在BX公司玛格丽特干得很出色,部主任斯坦雷·布什所说,他那一年录用的妇女水平很高。而他心里非常明白,在研究开发部的三位妇女中,玛格丽特工作最不用心,三年后当玛格丽特提出辞呈时,他并不感到惊讶,因为他意识到她惟一真正关心的是政治。”
大家为玛格丽特的执着所感动,她利用工作得来的钱作为参加政治活动的旅费,一九四八年秋季她以牛津大学毕业生协会代表身份参加在兰都诺召开的保守党年会。

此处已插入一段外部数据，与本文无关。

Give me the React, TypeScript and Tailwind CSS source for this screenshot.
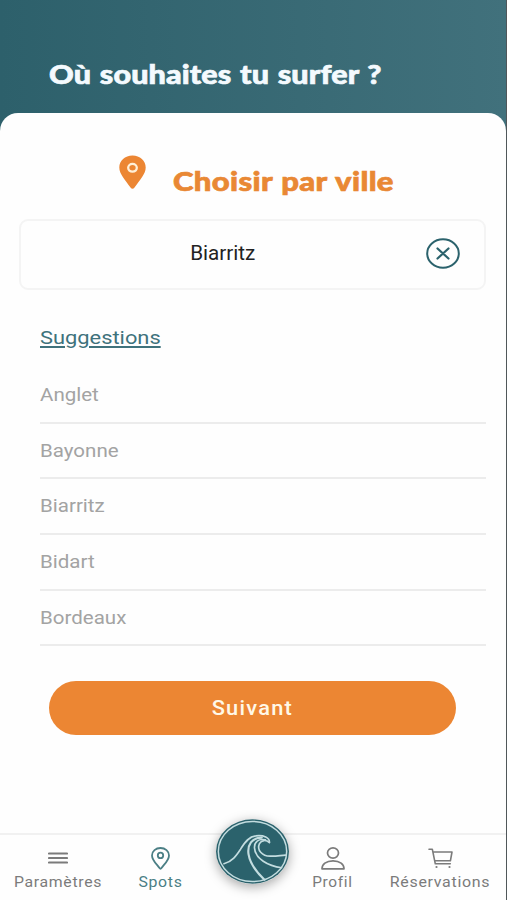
import type { ReactNode } from "react";

const cities = ["Anglet", "Bayonne", "Biarritz", "Bidart", "Bordeaux"];

function WaveLogo() {
  return (
    <svg viewBox="0 0 220 194" className="h-[65px] w-[73px]" fill="none">
      <ellipse cx="110" cy="97" rx="110" ry="97" fill="#2b626c" />
      <ellipse cx="110" cy="97" rx="103" ry="90.5" stroke="#c3dde0" strokeWidth="4.5" />
      <g stroke="#c3dde0" strokeWidth="5" strokeLinecap="round" strokeLinejoin="round">
        <path d="M24 134C50 127 62 108 74 90C88 66 100 52 120 50C144 47 162 56 161 70" />
        <path d="M161 70C151 61 137 62 131 73C122 92 139 111 163 111C180 112 193 109 209 108" />
        <path d="M149 62C128 57 115 69 116 86C118 119 157 141 198 146" />
        <path d="M138 55C108 55 94 77 98 105C103 137 126 163 146 182" strokeWidth="6.5" />
      </g>
    </svg>
  );
}

function Tab({ label, className, labelClass, children }: { label: string; className: string; labelClass: string; children: ReactNode }) {
  return (
    <button className={`flex flex-col items-center pt-[10px] ${className}`}>
      <span className="flex h-[26px] items-center">{children}</span>
      <span className={`mt-[2px] block text-[14px] leading-[18px] tracking-[0.6px] whitespace-nowrap ${labelClass}`}>{label}</span>
    </button>
  );
}

export default function App() {
  return (
    <div className="flex h-[900px] w-[507px] flex-col overflow-hidden border-r border-[#50575a] bg-gradient-to-r from-[#2d606b] to-[#41717c] font-['Roboto',sans-serif]">
      <header className="h-[113px] pt-[57px] pl-[49px]">
        <h1 className="inline-block origin-left scale-x-[1.13] font-['Lato',sans-serif] text-[27px] leading-[34px] font-black tracking-[0.1px] [word-spacing:1.2px] whitespace-nowrap text-[#f4fafe] [-webkit-text-stroke:0.7px_#f4fafe]">
          Où souhaites tu surfer ?
        </h1>
      </header>

      <main className="flex flex-1 flex-col rounded-t-[18px] bg-[#fefefe]">
        <div className="flex h-[106px] pt-[42px] pl-[119px]">
          <svg viewBox="0 0 27 34" className="h-[34px] w-[27px] shrink-0">
            <path d="M13.5 .5C6 .5 .3 5.5 .3 12.5C.3 19 6.5 25.5 11.5 32.5Q13.5 35 15.5 32.5C20.5 25.5 26.7 19 26.7 12.5C26.7 5.5 21 .5 13.5 .5Z" fill="#ec8633" />
            <ellipse cx="13.5" cy="12.8" rx="4.3" ry="3.9" fill="none" stroke="#fff0d8" strokeWidth="2.3" />
          </svg>
          <h2 className="mt-[9px] ml-[27px] origin-left scale-x-[1.15] font-['Lato',sans-serif] text-[27px] leading-[34px] font-black tracking-[0.3px] [word-spacing:1px] whitespace-nowrap text-[#e98834] [-webkit-text-stroke:0.7px_#e98834]">
            Choisir par ville
          </h2>
        </div>

        <div className="mr-[20px] ml-[19px] flex h-[71px] items-center rounded-[9px] border-2 border-[#f4f4f4] pr-[24px]">
          <span className="flex-1 pr-[1px] pb-[2px] text-center text-[19.5px] text-[#222]">
            <span className="inline-block scale-x-[1.06]">Biarritz</span>
          </span>
          <svg viewBox="0 0 34 31" className="mb-[2px] h-[31px] w-[34px]" fill="none" stroke="#2b626c" strokeWidth="2">
            <ellipse cx="17" cy="15.5" rx="15.8" ry="14.2" />
            <path d="M11.5 10.5L22.5 20.5M22.5 10.5L11.5 20.5" strokeWidth="2.2" strokeLinecap="round" />
          </svg>
        </div>

        <section className="mr-[20px] ml-[40px] pt-[36px]">
          <h3 className="inline-block origin-left scale-x-[1.15] text-[19px] leading-[24px] text-[#3f727c] underline decoration-2 underline-offset-2">Suggestions</h3>
          <ul className="mt-[17px]">
            {cities.map((c) => (
              <li key={c} className="h-[55.7px] border-b-2 border-[#ececec] pt-[15px] text-[19px] leading-[24px] text-[#a3a3a3]">
                <span className="inline-block origin-left scale-x-[1.08]">{c}</span>
              </li>
            ))}
          </ul>
        </section>

        <button className="mt-[35px] ml-[49px] h-[54px] w-[407px] rounded-full bg-[#ec8633] text-[19.5px] font-medium tracking-[1.1px] text-[#fff8e8]">
          <span className="inline-block scale-x-[1.12]">Suivant</span>
        </button>

        <nav className="mt-auto flex h-[67px] border-t-2 border-[#f1f1f1] text-[#7b7b7b]">
          <Tab label="Paramètres" className="w-[116px]" labelClass="scale-x-[1.13]">
            <svg viewBox="0 0 20 12" className="h-[12px] w-[20px]" stroke="currentColor" strokeWidth="2.2" strokeLinecap="round">
              <path d="M1 1.5H19M1 6H19M1 10.5H19" />
            </svg>
          </Tab>
          <Tab label="Spots" className="w-[88px] text-[#4b7f85]" labelClass="scale-x-[1.13]">
            <svg viewBox="0 0 19 23" className="h-[23px] w-[19px]" fill="none" stroke="currentColor" strokeWidth="1.8">
              <path d="M9.5 1C4.8 1 1 4.1 1 8.4C1 13.3 6 17.5 8.5 21Q9.5 22.5 10.5 21C13 17.5 18 13.3 18 8.4C18 4.1 14.2 1 9.5 1Z" />
              <circle cx="9.5" cy="8.4" r="2.7" />
            </svg>
          </Tab>
          <div className="flex w-[97px] justify-center">
            <div className="-mt-[16px] h-[65px] w-[73px] rounded-[50%] shadow-[0_3px_12px_rgba(0,0,0,0.35)]">
              <WaveLogo />
            </div>
          </div>
          <Tab label="Profil" className="w-[63px]" labelClass="scale-x-[1.1]">
            <svg viewBox="0 0 24 23" className="h-[23px] w-[24px]" fill="none" stroke="currentColor" strokeWidth="1.7" strokeLinejoin="round">
              <ellipse cx="12" cy="6" rx="5.5" ry="5.1" />
              <path d="M1 21.8C1 17.5 5 13.8 12 13.8S23 17.5 23 21.8Z" />
            </svg>
          </Tab>
          <Tab label="Réservations" className="flex-1 pl-[10px]" labelClass="scale-x-[1.14]">
            <svg viewBox="0 0 25 21" className="h-[21px] w-[25px]" fill="none" stroke="currentColor" strokeWidth="1.6" strokeLinejoin="round" strokeLinecap="round">
              <path d="M1 1.2H4.3L7.3 15.8H22.3M5 4H24L22.4 12.8H6.8" />
              <circle cx="8.5" cy="19" r="1.1" fill="currentColor" stroke="none" />
              <circle cx="21.5" cy="19" r="1.1" fill="currentColor" stroke="none" />
            </svg>
          </Tab>
        </nav>
      </main>
    </div>
  );
}
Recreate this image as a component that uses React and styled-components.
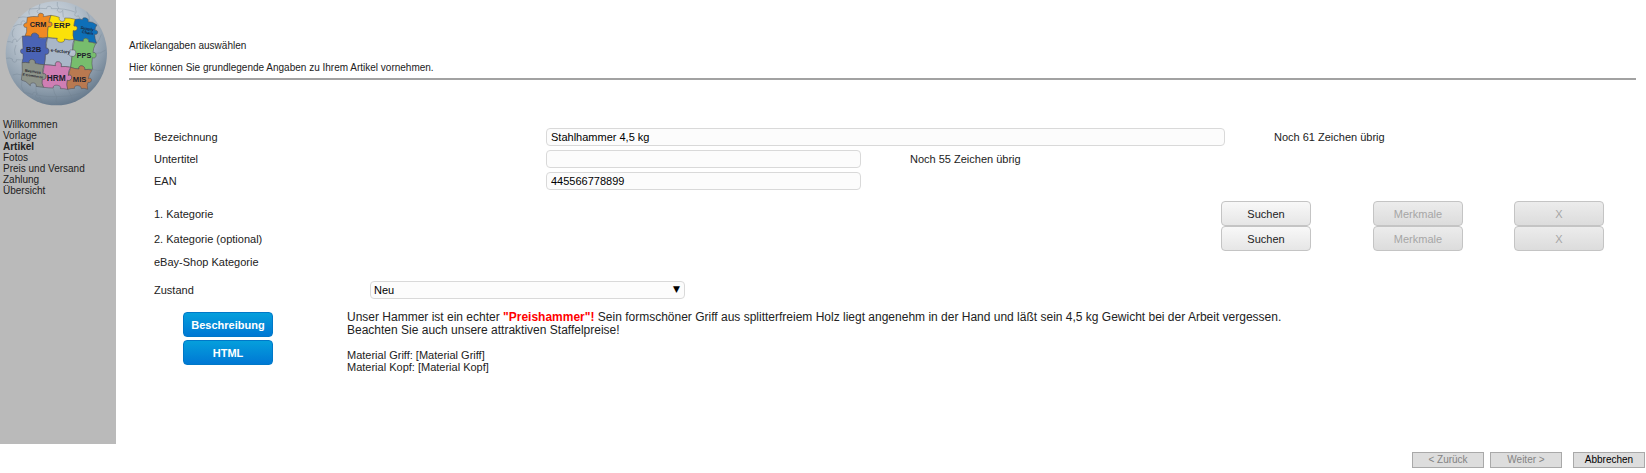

她坚持不懈的耕耘有了收获。玛格丽特本人曾讲过一个故事,那一次她遇见了牛津时的朋友约翰·格兰特,他是布莱克威尔书店的主任。他们在大会厅里找了一个地方坐下,达德福特协会主席约翰·米勒坐在格兰特另一边。格兰特问米勒他们的候选人是谁,主席回答道:“我们还没有,但我要考虑选一位。”这时约翰·格兰特说:“你愿意考虑一位妇女吗?”他转过身建议玛格丽特申请做该区的候选人。